Vivaldi Double Violin Concertos

A perfect partnership in glorious works that show the poetic side of Vivaldi

Author: 
Lindsay Kemp
Vivaldi Double Violin ConcertosVivaldi Double Violin Concertos

VIVALDI Double Violin Concertos

  • Double Concerto for 2 Violins and Strings
  • Double Concerto for 2 Violins and Strings
  • Double Concerto for 2 Violins and Strings
  • Double Concerto for 2 Violins and Strings
  • Double Concerto for 2 Violins and Strings
  • Double Concerto for 2 Violins and Strings

The Venice Baroque Orchestra have a frill-less way of going about their Vivaldi programming: no mixed running orders, no imaginative fillers, no clever links between different items, just single-minded concentration on one genre, as recent discs of ripieno concertos, sacred motets and opera arias have shown. This time the subject is double violin concertos, six of them and nothing else. Surprisingly, this is largely unexplored territory, not least as our performers have eschewed the four published examples of the Op 3 set in favour of works from the 24 surviving in Vivaldi’s manuscripts. None is new to the catalogue, but none is exactly well known, and all the more welcome are they for that.
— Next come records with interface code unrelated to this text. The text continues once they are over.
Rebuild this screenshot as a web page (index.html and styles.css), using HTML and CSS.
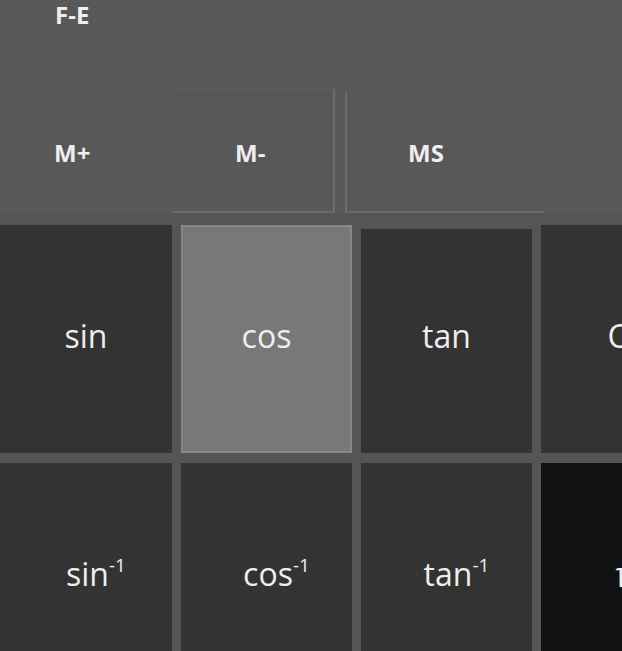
FILE: index.html
```html
<!DOCTYPE html>
<html lang="en">
<head>
  <meta charset="UTF-8" />
  <meta name="viewport" content="width=device-width, initial-scale=1.0" />
  <title>Calculator</title>
  <link rel="stylesheet" href="styles.css">
</head>
<body>

  <div class="calc">
    <div class="panel">
      <div class="fe">F-E</div>
      <div class="memory">
        <div class="mem-btn plain">M+</div>
        <div class="mem-btn framed">M-</div>
        <div class="mem-btn framed-open">MS</div>
      </div>
    </div>

    <div class="keys">
      <div class="key">sin</div>
      <div class="key active">cos</div>
      <div class="key pressed">tan</div>
      <div class="key">CE</div>

      <div class="key">sin<sup>-1</sup></div>
      <div class="key">cos<sup>-1</sup></div>
      <div class="key">tan<sup>-1</sup></div>
      <div class="key digit">π</div>
    </div>
  </div>

</body>
</html>
```

FILE: styles.css
```css
* {
  margin: 0;
  padding: 0;
  box-sizing: border-box;
  font-family: 'Open Sans', 'Noto Sans', sans-serif;
}

body {
  background: #555555;
  color: #eeeeee;
  width: 622px;
  height: 651px;
  overflow: hidden;
}

.calc {
  width: 760px;
}

.panel {
  background: #585858;
  height: 213px;
}

.fe {
  font-size: 24px;
  font-weight: 700;
  line-height: 30px;
  padding-left: 55px;
}

.memory {
  display: flex;
  margin-top: 58px;
  margin-left: -9px;
}

.mem-btn {
  height: 125px;
  font-size: 24px;
  font-weight: 700;
  line-height: 24px;
  padding-top: 51px;
  padding-left: 61px;
  border: 2px solid transparent;
}

.mem-btn.plain {
  width: 181px;
}

.mem-btn.framed {
  width: 163px;
  margin-right: 10px;
  border-color: #5b5b5b #6c6c6c #6c6c6c #5b5b5b;
}

.mem-btn.framed-open {
  width: 200px;
  margin-top: 4px;
  height: 121px;
  padding-top: 47px;
  border-color: #5c5c5c transparent #6a6a6a #6c6c6c;
}

.keys {
  display: grid;
  grid-template-columns: 172px 171px 171px 171px;
  grid-auto-rows: 228px;
  column-gap: 9px;
  row-gap: 10px;
  margin-top: 12px;
}

.key {
  background: #333333;
  border: 2px solid transparent;
  font-size: 32px;
  line-height: 40px;
  padding-top: 89px;
  text-align: center;
  white-space: nowrap;
}

.key.active {
  background: #787878;
  border-color: #878787;
}

.key.pressed {
  margin-top: 4px;
  padding-top: 85px;
}

.key.digit {
  background: #121212;
  font-size: 34px;
}

.key sup {
  font-size: 19px;
  line-height: 0;
  vertical-align: 14px;
  margin-right: -20px;
}
```
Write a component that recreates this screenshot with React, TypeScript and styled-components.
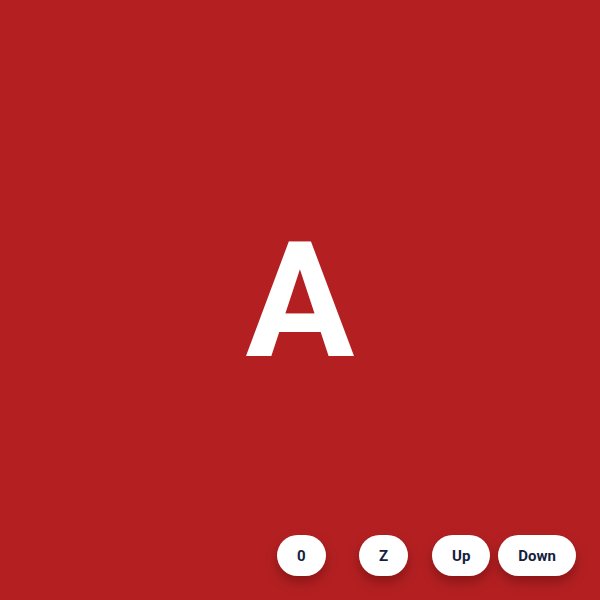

Vivaldi’s approach to double-concerto writing was mostly to provide equal music for both soloists, who either play in euphonious parallel or alternate melody and accompaniment in short snatches. For this reason it is not only impossible to separate or differentiate the playing of Viktoria Mullova and Giuliano Carmignola here, but undesirable too. In this music they are as they should be: one living organism, both playing their Baroque violins with gorgeously burnished tone and an agile virtuosity which, freed from the macho pyrotechnics of the solo concertos, gains a relaxed and tender quality that reveals the poet in Vivaldi. And in those rare moments when there really is a difference, when one violin cuts loose with a glorious, yearning stretch of melody while the other accompanies with arpeggios or some such (as occurs in the finales of RV524 and 516), it warms like a sudden surge of blood through the veins.

Andrea Marcon and the VBO play their accompanimental role with their usual expert light touch, and the recording is spacious, clear and neatly balanced. A perfect Vivaldi treat.